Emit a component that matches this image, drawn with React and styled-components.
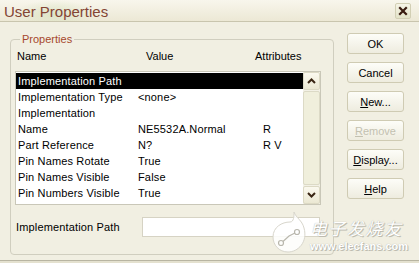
import React from "react";
import styled, { createGlobalStyle } from "styled-components";

const Global = createGlobalStyle`
  html, body { margin: 0; padding: 0; background: #e4e1cf; }
  body { font-family: "Liberation Sans", Arial, sans-serif; font-size: 11px; }
`;

const rows = [
  { name: "Implementation Path", value: "", attr: "", selected: true },
  { name: "Implementation Type", value: "<none>", attr: "" },
  { name: "Implementation", value: "", attr: "" },
  { name: "Name", value: "NE5532A.Normal", attr: "R" },
  { name: "Part Reference", value: "N?", attr: "R V" },
  { name: "Pin Names Rotate", value: "True", attr: "" },
  { name: "Pin Names Visible", value: "False", attr: "" },
  { name: "Pin Numbers Visible", value: "True", attr: "" },
];

const buttons = [
  { label: "OK" },
  { label: "Cancel" },
  { label: "New...", key: "N" },
  { label: "Remove", key: "R", disabled: true },
  { label: "Display...", key: "D" },
  { label: "Help", key: "H" },
];

export default function App() {
  return (
    <>
      <Global />
      <Window>
        <TitleBar>
          <Title>User Properties</Title>
          <CloseButton>
            <svg width="10" height="10" viewBox="0 0 10 10">
              <path d="M2 2 L8 8 M8 2 L2 8" stroke="#3a1c10" strokeWidth="2.2" strokeLinecap="square" />
            </svg>
          </CloseButton>
        </TitleBar>
        <Body>
          <Group>
            <Legend>Properties</Legend>
            <HeaderRow>
              <span>Name</span>
              <span>Value</span>
              <span>Attributes</span>
            </HeaderRow>
            <ListBox>
              <Rows>
                {rows.map((r) => (
                  <Row key={r.name} $selected={r.selected}>
                    <span>{r.name}</span>
                    <span>{r.value}</span>
                    <span>{r.attr}</span>
                  </Row>
                ))}
              </Rows>
              <ScrollBar>
                <ScrollButton>
                  <svg width="9" height="6" viewBox="0 0 9 6">
                    <path d="M1 5 L4.5 1.5 L8 5" fill="none" stroke="#3a2614" strokeWidth="2" />
                  </svg>
                </ScrollButton>
                <Thumb />
                <ScrollButton>
                  <svg width="9" height="6" viewBox="0 0 9 6">
                    <path d="M1 1 L4.5 4.5 L8 1" fill="none" stroke="#3a2614" strokeWidth="2" />
                  </svg>
                </ScrollButton>
              </ScrollBar>
            </ListBox>
            <PathRow>
              <span>Implementation Path</span>
              <TextInput />
            </PathRow>
          </Group>
          <ButtonColumn>
            {buttons.map((b) => (
              <Button key={b.label} $disabled={b.disabled}>
                {b.key ? (
                  <>
                    <u>{b.label[0]}</u>
                    {b.label.slice(1)}
                  </>
                ) : (
                  b.label
                )}
              </Button>
            ))}
          </ButtonColumn>
        </Body>
        <Watermark>
          <svg width="36" height="44" viewBox="0 0 36 44">
            <path
              d="M22 2 C24 8 30 10 32 18 C36 32 26 42 16 42 C7 42 1 35 1 27 C1 17 10 12 18 12 C22 12 22 6 22 2 Z"
              fill="#ffffff"
              fillOpacity="0.85"
              stroke="#d8d6cc"
              strokeWidth="1"
            />
            <circle cx="9" cy="33" r="2.5" fill="none" stroke="#b9b7ad" strokeWidth="1.2" />
            <circle cx="25" cy="22" r="2.5" fill="none" stroke="#b9b7ad" strokeWidth="1.2" />
            <path d="M11 31.5 L17 26 L23 23" fill="none" stroke="#b9b7ad" strokeWidth="1.2" />
          </svg>
          <MarkText>
            <MarkCn>电子发烧友</MarkCn>
            <MarkUrl>www.elecfans.com</MarkUrl>
          </MarkText>
        </Watermark>
      </Window>
    </>
  );
}

const Window = styled.div`
  position: relative;
  width: 419px;
  height: 260px;
  background: #f1efe2;
  border-bottom: 1px solid #b8b5a2;
  overflow: hidden;
`;

const TitleBar = styled.div`
  height: 22px;
  display: flex;
  align-items: center;
  justify-content: space-between;
  padding: 0 8px 0 4px;
  box-sizing: border-box;
  border-bottom: 1px solid #c9c5ae;
  background:
    radial-gradient(ellipse 40px 14px at 55px 14px, rgba(214, 226, 190, 0.7), rgba(214, 226, 190, 0) 100%),
    linear-gradient(to bottom, #f8f6ec, #ece8d5);
`;

const Title = styled.div`
  font-size: 15px;
  color: #834434;
  padding-top: 1px;
`;

const CloseButton = styled.div`
  width: 16px;
  height: 16px;
  box-sizing: border-box;
  border: 1px solid #d2cfb4;
  border-radius: 2px;
  background: linear-gradient(to bottom, #f6f4e6, #e3e3c8);
  display: flex;
  align-items: center;
  justify-content: center;
`;

const Body = styled.div`
  display: flex;
  align-items: flex-start;
  gap: 13px;
  padding: 11px 0 0 10px;
`;

const Group = styled.fieldset`
  margin: 0;
  width: 324px;
  height: 222px;
  box-sizing: border-box;
  padding: 4px 12px 0 4px;
  border: 1px solid #d0cebf;
  border-radius: 4px;
`;

const Legend = styled.legend`
  color: #a6472c;
  padding: 0 2px;
  margin-left: 5px;
  line-height: 13px;
`;

const HeaderRow = styled.div`
  display: grid;
  grid-template-columns: 129px 109px 1fr;
  padding-left: 2px;
  line-height: 13px;
  height: 13px;
  margin-bottom: 8px;
  color: #000;
`;

const ListBox = styled.div`
  display: flex;
  height: 134px;
  box-sizing: border-box;
  border: 1px solid #c9c7b8;
  background: #fff;
`;

const Rows = styled.div`
  flex: 1;
  padding-top: 1px;
`;

const Row = styled.div`
  display: grid;
  grid-template-columns: 120px 125px 1fr;
  height: 16px;
  line-height: 16px;
  padding-left: 2px;
  white-space: nowrap;
  letter-spacing: 0.15px;
  color: ${(p) => (p.$selected ? "#fff" : "#000")};
  background: ${(p) => (p.$selected ? "#000" : "transparent")};
`;

const ScrollBar = styled.div`
  width: 17px;
  display: flex;
  flex-direction: column;
  background: #f3f1e6;
`;

const ScrollButton = styled.div`
  height: 18px;
  box-sizing: border-box;
  border: 1px solid #dcd9c4;
  border-radius: 2px;
  background: linear-gradient(to bottom, #fbf9ef, #ebe8d3);
  display: flex;
  align-items: center;
  justify-content: center;
`;

const Thumb = styled.div`
  flex: 1;
  margin: 1px 0;
  box-sizing: border-box;
  border: 1px solid #dcdac6;
  border-radius: 2px;
  background: #f0efdc;
`;

const PathRow = styled.div`
  display: flex;
  align-items: center;
  margin-top: 12px;
  padding-left: 1px;
  gap: 22px;
  letter-spacing: 0.15px;
`;

const TextInput = styled.div`
  width: 178px;
  height: 20px;
  box-sizing: border-box;
  border: 1px solid #d6d3c4;
  background: #fff;
`;

const ButtonColumn = styled.div`
  display: flex;
  flex-direction: column;
  gap: 8px;
`;

const Button = styled.div`
  width: 57px;
  height: 21px;
  box-sizing: border-box;
  border: 1px solid #cfcbb3;
  border-radius: 3px;
  background: linear-gradient(to bottom, #fdfdf8, #eeecdf);
  display: flex;
  align-items: center;
  justify-content: center;
  color: ${(p) => (p.$disabled ? "#c3c1b0" : "#000")};
`;

const Watermark = styled.div`
  position: absolute;
  left: 272px;
  top: 210px;
  display: flex;
  align-items: flex-start;
  gap: 2px;
  pointer-events: none;
`;

const MarkText = styled.div`
  display: flex;
  flex-direction: column;
  padding-top: 5px;
`;

const MarkCn = styled.div`
  font-family: "Noto Sans CJK SC", sans-serif;
  font-size: 17px;
  line-height: 25px;
  font-style: italic;
  color: #fff;
  letter-spacing: 1.5px;
  text-shadow: 0 0 1px #a9a79c, 1px 1px 0 #c0beb2;
`;

const MarkUrl = styled.div`
  font-family: "Liberation Sans", Arial, sans-serif;
  font-weight: bold;
  font-size: 11px;
  line-height: 12px;
  color: #fff;
  text-shadow: 0 0 1px #a9a79c, 1px 1px 0 #c0beb2;
`;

**YOUR TASK**:
Search the listing for the word "React" and return each line that holds it.

**FULL ANSWER**:
Emit a component that matches this image, drawn with React and styled-components.
import React from "react";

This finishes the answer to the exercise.